DATA ENTRIES >>
• • • •

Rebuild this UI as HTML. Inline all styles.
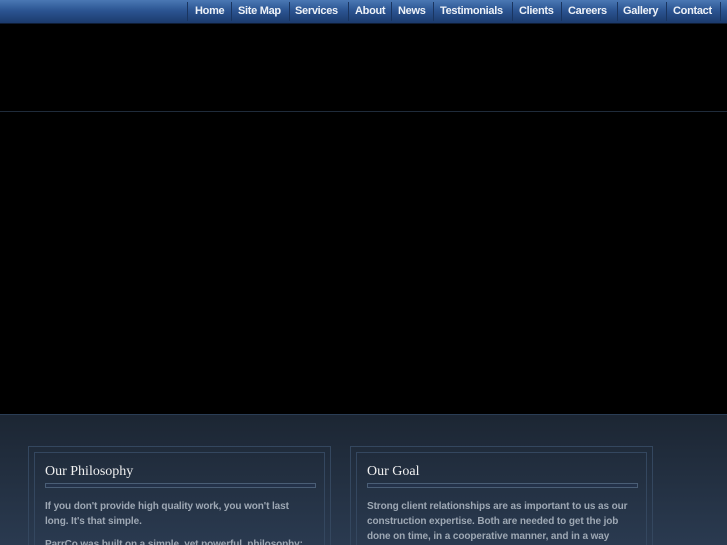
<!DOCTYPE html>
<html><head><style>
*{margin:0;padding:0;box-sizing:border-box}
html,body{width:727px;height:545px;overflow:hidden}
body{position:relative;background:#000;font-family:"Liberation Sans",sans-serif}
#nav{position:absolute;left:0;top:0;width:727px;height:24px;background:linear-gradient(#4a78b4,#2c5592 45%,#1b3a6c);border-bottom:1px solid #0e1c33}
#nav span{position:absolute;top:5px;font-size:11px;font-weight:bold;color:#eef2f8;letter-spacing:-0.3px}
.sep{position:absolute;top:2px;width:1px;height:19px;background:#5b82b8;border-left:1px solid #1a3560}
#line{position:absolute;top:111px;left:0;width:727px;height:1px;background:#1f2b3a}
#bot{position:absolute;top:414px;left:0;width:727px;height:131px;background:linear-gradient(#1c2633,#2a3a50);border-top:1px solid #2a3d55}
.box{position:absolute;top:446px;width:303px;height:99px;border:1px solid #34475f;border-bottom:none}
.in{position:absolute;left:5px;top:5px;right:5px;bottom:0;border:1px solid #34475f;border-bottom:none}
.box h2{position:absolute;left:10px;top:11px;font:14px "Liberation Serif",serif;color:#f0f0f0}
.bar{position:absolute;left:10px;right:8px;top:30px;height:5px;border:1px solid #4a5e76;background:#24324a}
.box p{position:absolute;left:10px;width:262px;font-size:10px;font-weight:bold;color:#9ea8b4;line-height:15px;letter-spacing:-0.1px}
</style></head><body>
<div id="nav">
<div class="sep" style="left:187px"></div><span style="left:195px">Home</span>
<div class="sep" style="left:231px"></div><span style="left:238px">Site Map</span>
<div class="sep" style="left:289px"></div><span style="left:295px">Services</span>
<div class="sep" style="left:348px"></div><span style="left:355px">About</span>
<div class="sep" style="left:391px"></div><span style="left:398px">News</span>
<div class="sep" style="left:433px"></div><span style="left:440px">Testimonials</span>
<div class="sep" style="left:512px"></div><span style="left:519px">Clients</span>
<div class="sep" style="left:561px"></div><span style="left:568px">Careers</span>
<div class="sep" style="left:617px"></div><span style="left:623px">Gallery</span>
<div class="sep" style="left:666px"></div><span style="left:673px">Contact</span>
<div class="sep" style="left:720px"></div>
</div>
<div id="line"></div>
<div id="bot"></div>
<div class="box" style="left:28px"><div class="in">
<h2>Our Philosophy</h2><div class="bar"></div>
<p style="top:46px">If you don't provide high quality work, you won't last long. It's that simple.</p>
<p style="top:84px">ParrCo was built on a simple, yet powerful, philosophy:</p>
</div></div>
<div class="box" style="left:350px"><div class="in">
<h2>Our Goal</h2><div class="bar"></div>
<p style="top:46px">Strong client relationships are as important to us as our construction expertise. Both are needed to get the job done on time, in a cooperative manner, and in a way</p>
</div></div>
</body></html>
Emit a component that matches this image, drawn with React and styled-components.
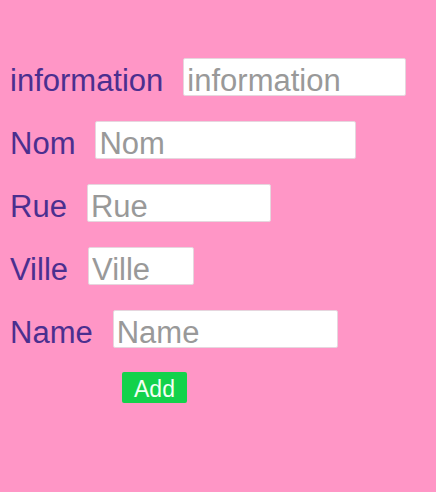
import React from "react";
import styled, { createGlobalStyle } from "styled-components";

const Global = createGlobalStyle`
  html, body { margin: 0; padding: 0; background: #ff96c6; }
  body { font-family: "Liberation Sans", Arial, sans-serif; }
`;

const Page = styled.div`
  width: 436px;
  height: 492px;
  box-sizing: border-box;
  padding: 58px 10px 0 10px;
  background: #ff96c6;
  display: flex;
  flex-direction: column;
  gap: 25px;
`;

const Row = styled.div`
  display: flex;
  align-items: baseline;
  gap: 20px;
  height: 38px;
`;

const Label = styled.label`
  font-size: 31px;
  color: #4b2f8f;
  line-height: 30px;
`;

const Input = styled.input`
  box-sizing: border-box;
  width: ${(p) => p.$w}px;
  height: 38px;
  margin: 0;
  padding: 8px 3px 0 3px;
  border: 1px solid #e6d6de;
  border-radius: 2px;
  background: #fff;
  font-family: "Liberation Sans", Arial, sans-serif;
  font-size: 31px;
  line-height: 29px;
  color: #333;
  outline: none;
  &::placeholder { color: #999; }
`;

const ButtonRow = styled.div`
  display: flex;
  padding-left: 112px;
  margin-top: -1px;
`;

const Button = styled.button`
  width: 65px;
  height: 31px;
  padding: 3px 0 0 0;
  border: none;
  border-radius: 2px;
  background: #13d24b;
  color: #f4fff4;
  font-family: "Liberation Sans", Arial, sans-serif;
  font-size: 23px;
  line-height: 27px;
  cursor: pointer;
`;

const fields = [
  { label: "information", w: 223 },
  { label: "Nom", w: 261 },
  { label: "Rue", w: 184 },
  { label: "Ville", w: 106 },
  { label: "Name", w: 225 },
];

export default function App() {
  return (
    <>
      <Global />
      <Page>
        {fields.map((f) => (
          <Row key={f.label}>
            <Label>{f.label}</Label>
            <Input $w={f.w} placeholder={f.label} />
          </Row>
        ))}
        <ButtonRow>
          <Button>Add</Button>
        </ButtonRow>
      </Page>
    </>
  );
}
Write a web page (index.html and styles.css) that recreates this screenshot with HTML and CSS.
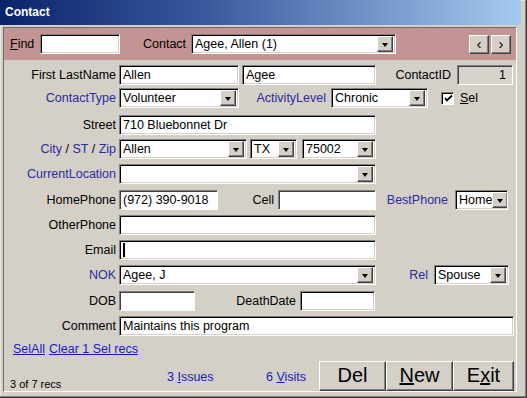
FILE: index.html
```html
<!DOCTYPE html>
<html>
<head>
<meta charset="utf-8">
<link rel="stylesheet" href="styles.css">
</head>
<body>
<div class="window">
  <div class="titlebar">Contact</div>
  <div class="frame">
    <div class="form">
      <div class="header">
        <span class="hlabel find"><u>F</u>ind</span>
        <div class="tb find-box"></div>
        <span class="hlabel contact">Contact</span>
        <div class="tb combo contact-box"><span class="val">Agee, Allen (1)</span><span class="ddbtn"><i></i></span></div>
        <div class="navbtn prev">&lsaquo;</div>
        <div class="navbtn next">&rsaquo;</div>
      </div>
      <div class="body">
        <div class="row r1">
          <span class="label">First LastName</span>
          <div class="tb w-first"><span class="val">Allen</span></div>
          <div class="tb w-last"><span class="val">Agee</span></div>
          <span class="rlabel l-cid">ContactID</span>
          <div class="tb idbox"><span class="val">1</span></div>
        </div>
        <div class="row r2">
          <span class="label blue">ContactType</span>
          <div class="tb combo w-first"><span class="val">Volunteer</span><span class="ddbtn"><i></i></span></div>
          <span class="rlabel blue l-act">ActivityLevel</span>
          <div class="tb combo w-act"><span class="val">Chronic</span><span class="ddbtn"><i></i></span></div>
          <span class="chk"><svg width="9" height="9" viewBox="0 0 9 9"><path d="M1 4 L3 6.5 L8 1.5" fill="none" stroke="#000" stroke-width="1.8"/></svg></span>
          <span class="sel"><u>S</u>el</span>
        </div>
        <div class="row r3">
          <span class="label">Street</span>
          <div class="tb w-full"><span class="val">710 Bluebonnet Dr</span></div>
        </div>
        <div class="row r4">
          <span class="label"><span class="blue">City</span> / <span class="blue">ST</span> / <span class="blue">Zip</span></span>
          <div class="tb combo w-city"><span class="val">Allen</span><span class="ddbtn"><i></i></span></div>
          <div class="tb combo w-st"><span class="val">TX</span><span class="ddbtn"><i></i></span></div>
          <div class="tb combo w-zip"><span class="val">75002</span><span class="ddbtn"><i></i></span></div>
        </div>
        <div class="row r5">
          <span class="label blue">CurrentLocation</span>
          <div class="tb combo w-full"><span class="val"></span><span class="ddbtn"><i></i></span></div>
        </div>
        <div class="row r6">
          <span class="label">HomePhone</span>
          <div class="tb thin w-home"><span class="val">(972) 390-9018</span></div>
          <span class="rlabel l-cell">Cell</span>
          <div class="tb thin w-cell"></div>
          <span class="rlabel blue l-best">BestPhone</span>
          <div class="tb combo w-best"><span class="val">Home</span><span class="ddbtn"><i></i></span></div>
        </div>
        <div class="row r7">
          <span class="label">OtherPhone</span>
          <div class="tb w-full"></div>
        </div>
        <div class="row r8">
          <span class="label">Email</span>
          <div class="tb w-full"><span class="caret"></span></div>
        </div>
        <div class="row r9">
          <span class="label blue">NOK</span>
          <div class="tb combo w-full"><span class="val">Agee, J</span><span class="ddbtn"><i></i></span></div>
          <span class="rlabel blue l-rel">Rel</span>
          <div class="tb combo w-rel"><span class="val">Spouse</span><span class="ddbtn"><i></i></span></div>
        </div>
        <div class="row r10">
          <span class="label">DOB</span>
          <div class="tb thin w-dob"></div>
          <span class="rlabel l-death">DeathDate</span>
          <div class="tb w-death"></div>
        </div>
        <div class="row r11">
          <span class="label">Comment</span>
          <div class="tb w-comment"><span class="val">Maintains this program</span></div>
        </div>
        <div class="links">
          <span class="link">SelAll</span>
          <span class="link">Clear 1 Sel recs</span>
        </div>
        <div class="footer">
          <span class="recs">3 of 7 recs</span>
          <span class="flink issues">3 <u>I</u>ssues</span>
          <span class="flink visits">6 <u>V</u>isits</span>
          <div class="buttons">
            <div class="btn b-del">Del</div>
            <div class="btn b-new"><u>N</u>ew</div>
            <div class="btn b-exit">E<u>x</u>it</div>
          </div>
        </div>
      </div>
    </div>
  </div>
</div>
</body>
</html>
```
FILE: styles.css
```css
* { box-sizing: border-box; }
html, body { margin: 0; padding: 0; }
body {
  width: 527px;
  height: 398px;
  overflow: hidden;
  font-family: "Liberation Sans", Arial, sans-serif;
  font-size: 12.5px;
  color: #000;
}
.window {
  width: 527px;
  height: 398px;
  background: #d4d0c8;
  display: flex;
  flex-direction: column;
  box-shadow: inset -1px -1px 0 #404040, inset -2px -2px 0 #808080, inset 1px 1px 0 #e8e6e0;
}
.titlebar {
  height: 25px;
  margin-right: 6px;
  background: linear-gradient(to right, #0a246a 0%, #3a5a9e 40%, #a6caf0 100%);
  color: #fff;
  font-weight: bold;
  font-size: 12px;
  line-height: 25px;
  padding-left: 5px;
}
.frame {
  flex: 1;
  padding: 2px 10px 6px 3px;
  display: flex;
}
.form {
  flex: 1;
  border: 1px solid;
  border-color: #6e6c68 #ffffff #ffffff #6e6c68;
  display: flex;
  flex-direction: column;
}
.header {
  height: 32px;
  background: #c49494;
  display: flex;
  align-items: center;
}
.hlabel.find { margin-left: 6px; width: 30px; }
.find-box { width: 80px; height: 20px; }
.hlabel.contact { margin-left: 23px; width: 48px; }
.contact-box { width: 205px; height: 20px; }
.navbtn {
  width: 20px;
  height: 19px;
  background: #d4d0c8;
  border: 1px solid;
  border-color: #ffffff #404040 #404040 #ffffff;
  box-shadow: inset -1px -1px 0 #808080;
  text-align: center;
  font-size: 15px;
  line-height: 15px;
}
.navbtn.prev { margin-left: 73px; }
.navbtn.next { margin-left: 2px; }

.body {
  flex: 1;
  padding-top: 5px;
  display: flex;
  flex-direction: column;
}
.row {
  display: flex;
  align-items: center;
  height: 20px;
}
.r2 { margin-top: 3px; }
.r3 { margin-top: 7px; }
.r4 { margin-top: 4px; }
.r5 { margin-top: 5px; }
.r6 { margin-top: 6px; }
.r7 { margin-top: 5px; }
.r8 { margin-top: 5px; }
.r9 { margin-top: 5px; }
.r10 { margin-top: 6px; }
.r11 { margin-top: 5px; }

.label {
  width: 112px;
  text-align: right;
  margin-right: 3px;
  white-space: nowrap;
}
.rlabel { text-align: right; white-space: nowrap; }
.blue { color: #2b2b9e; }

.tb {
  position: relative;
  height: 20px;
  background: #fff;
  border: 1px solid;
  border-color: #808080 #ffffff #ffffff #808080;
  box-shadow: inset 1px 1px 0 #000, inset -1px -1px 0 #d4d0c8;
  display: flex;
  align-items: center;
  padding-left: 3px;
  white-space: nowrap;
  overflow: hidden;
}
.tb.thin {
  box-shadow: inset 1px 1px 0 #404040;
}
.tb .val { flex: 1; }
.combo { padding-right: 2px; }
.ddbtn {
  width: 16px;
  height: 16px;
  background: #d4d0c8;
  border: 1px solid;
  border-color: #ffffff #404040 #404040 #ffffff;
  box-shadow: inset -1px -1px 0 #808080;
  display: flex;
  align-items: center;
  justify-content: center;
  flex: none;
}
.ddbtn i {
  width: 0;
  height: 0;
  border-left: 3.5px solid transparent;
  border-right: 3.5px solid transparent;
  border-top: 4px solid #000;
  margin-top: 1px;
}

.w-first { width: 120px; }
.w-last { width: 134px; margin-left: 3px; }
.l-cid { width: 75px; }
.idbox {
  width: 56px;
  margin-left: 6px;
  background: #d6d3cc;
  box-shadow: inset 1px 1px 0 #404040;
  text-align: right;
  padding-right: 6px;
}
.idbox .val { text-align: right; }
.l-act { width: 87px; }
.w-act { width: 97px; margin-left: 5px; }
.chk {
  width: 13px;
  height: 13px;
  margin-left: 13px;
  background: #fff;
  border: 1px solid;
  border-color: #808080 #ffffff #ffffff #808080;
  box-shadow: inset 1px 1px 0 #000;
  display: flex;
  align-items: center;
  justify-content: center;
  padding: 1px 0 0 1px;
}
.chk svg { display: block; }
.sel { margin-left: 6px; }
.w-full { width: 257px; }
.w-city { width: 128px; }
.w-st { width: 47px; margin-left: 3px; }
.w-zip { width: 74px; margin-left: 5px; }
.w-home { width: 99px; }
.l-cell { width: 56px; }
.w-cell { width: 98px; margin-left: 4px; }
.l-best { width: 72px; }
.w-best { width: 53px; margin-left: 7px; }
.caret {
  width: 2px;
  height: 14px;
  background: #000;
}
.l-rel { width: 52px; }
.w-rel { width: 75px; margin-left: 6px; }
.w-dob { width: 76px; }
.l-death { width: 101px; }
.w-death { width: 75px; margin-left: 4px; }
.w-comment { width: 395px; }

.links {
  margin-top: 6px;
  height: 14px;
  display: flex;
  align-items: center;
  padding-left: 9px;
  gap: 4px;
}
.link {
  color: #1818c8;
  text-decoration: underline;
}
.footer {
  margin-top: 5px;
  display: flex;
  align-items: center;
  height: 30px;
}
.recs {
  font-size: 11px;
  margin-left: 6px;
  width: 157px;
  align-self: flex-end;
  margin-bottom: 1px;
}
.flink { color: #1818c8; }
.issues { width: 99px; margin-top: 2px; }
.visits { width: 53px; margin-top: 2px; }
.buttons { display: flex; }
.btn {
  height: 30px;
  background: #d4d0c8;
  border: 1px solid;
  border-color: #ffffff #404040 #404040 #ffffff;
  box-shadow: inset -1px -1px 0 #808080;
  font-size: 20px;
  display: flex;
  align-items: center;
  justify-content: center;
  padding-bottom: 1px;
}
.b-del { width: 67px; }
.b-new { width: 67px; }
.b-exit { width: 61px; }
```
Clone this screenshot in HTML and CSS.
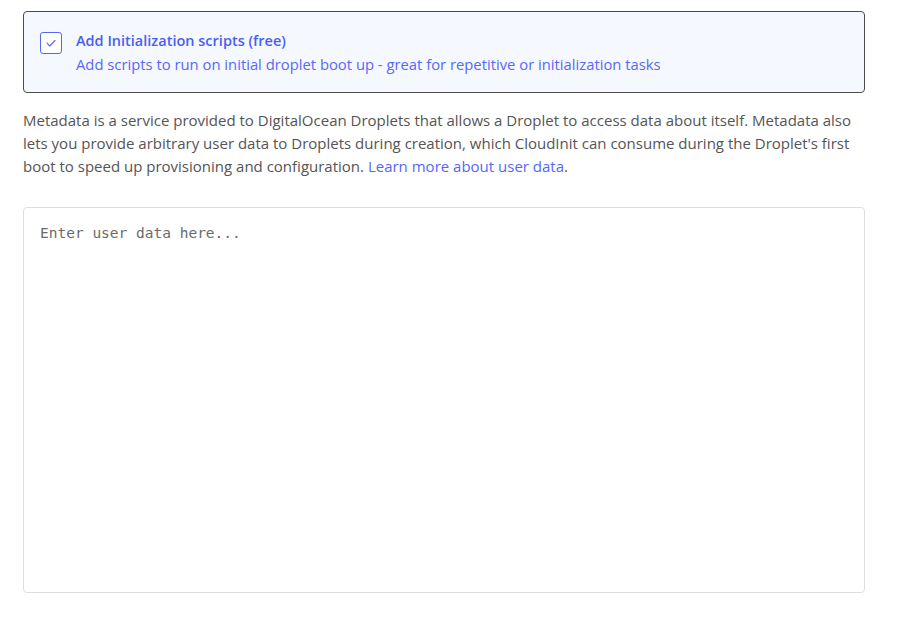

• • • •

WRITTEN INSTRUCTION >>
Determine how many lines in the listing above hold the string "with", then write only the number.

TASK ANSWER >>
2